A ce non lieu gluant, indéfini, flou qui part à la conquête du précis, et qui risque de noyer l’existence, George Sand oppose les terres fermes du vrai amour, précieux et rare, celui qui n’est ni tout à fait du ciel ni tout à fait de la terre. Celui que partageront Germain et Marie à la fin de la fiction, et qui fait de l’ouvrage un beau roman de la pauvreté et de la dignité.

Seulement, on ne peut que reprocher à la fiction — ce qui constitue à la fois sa force et sa faiblesse —, cette réduction de la relation homes-femmes, en ce sens que l’homme apparaît toujours devant la beauté en demande, et la jeune fille en réticence.

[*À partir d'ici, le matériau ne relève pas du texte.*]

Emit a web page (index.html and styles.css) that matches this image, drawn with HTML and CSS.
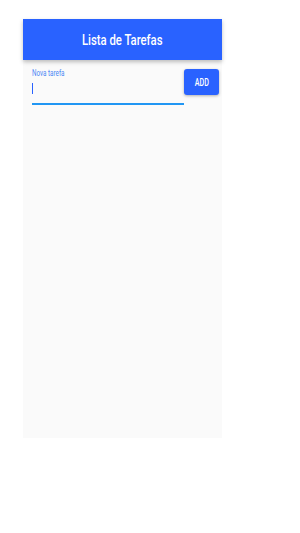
FILE: index.html
```html
<!DOCTYPE html>
<html lang="pt">
  <head>
    <meta charset="UTF-8" />
    <meta name="viewport" content="width=device-width, initial-scale=1.0" />
    <title>Lista de Tarefas</title>
    <link rel="stylesheet" href="styles.css">
  </head>
  <body>
    <div class="app">
      <header class="app-bar">
        <h1>Lista de Tarefas</h1>
      </header>

      <div class="form-row">
        <div class="field">
          <label class="field-label">Nova tarefa</label>
          <div class="field-input">
            <span class="cursor"></span>
          </div>
        </div>
        <button class="add-btn"><span>ADD</span></button>
      </div>
    </div>
  </body>
</html>
```

FILE: styles.css
```css
body {
  margin: 0;
  padding: 19px 0 0 23px;
  background: #fff;
  font-family: Roboto, "Liberation Sans", sans-serif;
}

.app {
  width: 199px;
  height: 419px;
  background: #fafafa;
  display: flex;
  flex-direction: column;
}

.app-bar {
  height: 41px;
  background: #2962ff;
  display: flex;
  align-items: center;
  justify-content: center;
  box-shadow: 0 2px 4px rgba(0, 0, 0, 0.25);
  position: relative;
  z-index: 1;
}

/* the text in this app renders narrow, so squeeze it a bit */
.app-bar h1 {
  margin: 0;
  color: #fff;
  font-size: 15.5px;
  font-weight: 500;
  transform: scaleX(0.73);
}

.form-row {
  display: flex;
  align-items: flex-start;
  padding: 8px 3px 0 9px;
}

.field {
  width: 152px;
  display: flex;
  flex-direction: column;
}

.field-label {
  font-size: 8.5px;
  line-height: 10px;
  color: #4a86f5;
  transform: scaleX(0.74);
  transform-origin: left center;
  white-space: nowrap;
}

.field-input {
  height: 20px;
  padding-top: 5px;
  border-bottom: 2px solid #2196f3;
}

.cursor {
  display: block;
  width: 1px;
  height: 11px;
  background: #2962ff;
}

.add-btn {
  width: 35px;
  height: 26px;
  margin: 1px 0 0;
  padding: 0;
  border: none;
  border-radius: 3px;
  background: #2962ff;
  color: #fff;
  font-family: Roboto, "Liberation Sans", sans-serif;
  font-size: 10px;
  font-weight: 500;
  box-shadow: 0 1px 3px rgba(0, 0, 0, 0.3);
}

.add-btn span {
  display: inline-block;
  transform: scaleX(0.72);
}
```
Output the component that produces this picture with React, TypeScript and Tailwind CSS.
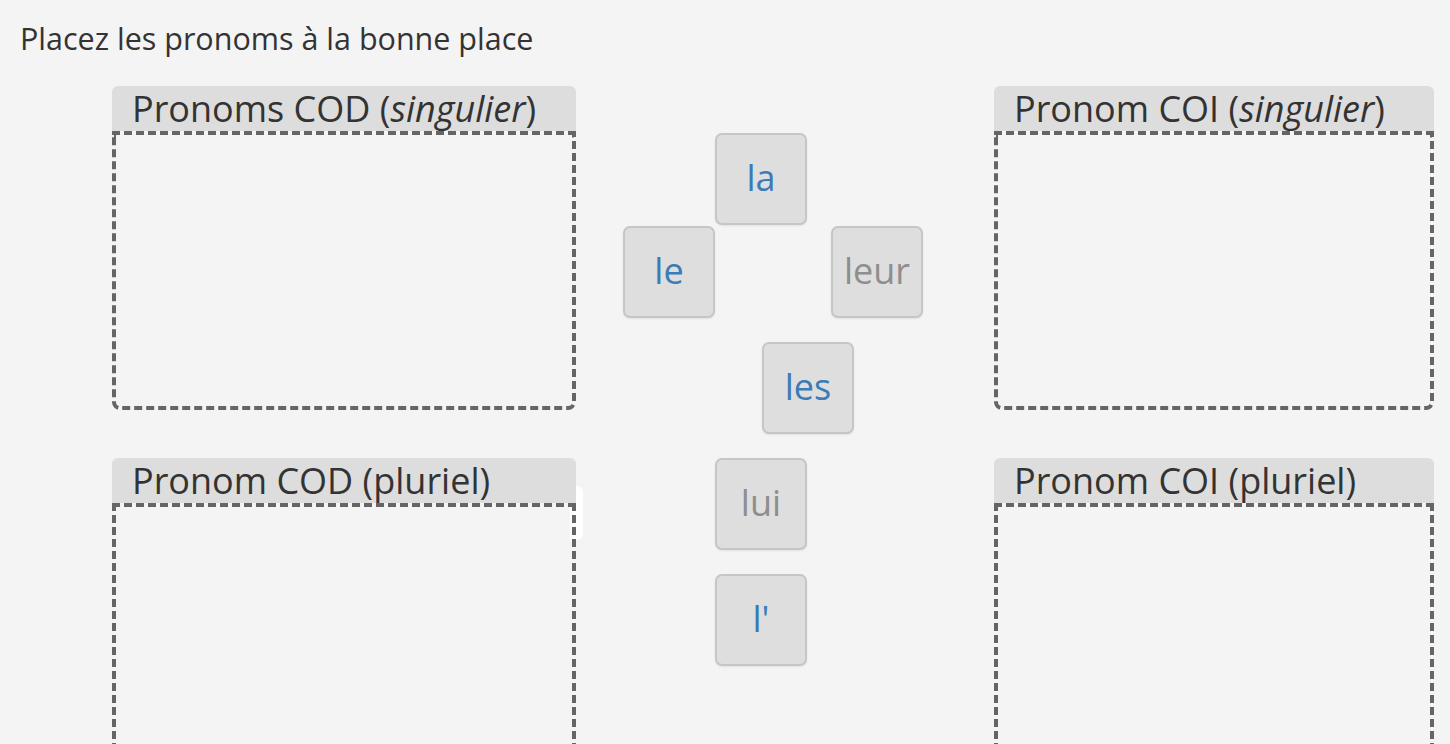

Le lecteur n’y rencontre que l’abus (le fermier) ou la tentation de l’abus (Germain). Pourtant n’y a-t-il pas d’autres figures de la relation hommes/femmes qu’à l’intérieur de cette tension, y compris à travers la seduction ? De sorte que le roman se construit sur une structure pyramidale, où chaque personnage le domine sur l’autre, où il n’existe pas d’égalité de relation, où il ne peut y avoir non plus, ce qui serait le délice du lecteur, un affrontement actantiel à armes égales, c’est-à-dire une opposition sans victoire, l’envers de la dialectique.

De fait, ce qui est gênant dans ce roman, c’est son absence de perspective, pour reprendre la métaphore du lieu (si toutefois on en chercherait), l’ouvrage paraît réaliser, à travers la petite Marie, la fille-ange, un point culminant de l’humanité. Si l’homme n’est aucunement supérieur à la femme, l’inverse n’en est pas moins faux. Croire que la femme peut se permettre à bon droit de tromper son conjoint parce qu’elle est femme est l’inverse du féminisme.

Le pendant exact de l’homme qui utilise son argent pour tenir la beauté en fleur à sa merci, à l’instar du vieux fermier et de la petite Marie du roman, c’est la femme qui utilise son corps, sélectionne ses partenaires dans le but de faire des enfants qui lui assureront l’avenir de son pouvoir d’achat, avec l’assentiment d’une justice qui est au mieux mécanique au pire dévoyée. Comme si l’argent pouvait remplacer un père ! La petite Marie mérite mieux que ce que l’auteure lui promet. Le vrai féminisme se fonde sur l’autonomie des femmes, et sur le travail pour tous, à égalité de traitement. En ces temps de crise, les enfants instrumentalisés, et les parents manipulés dégustent. Perversité de l’argent, fumier de Job. Il est temps de débarrasser l’amour, comme la justice, de l’argent qui les affuble.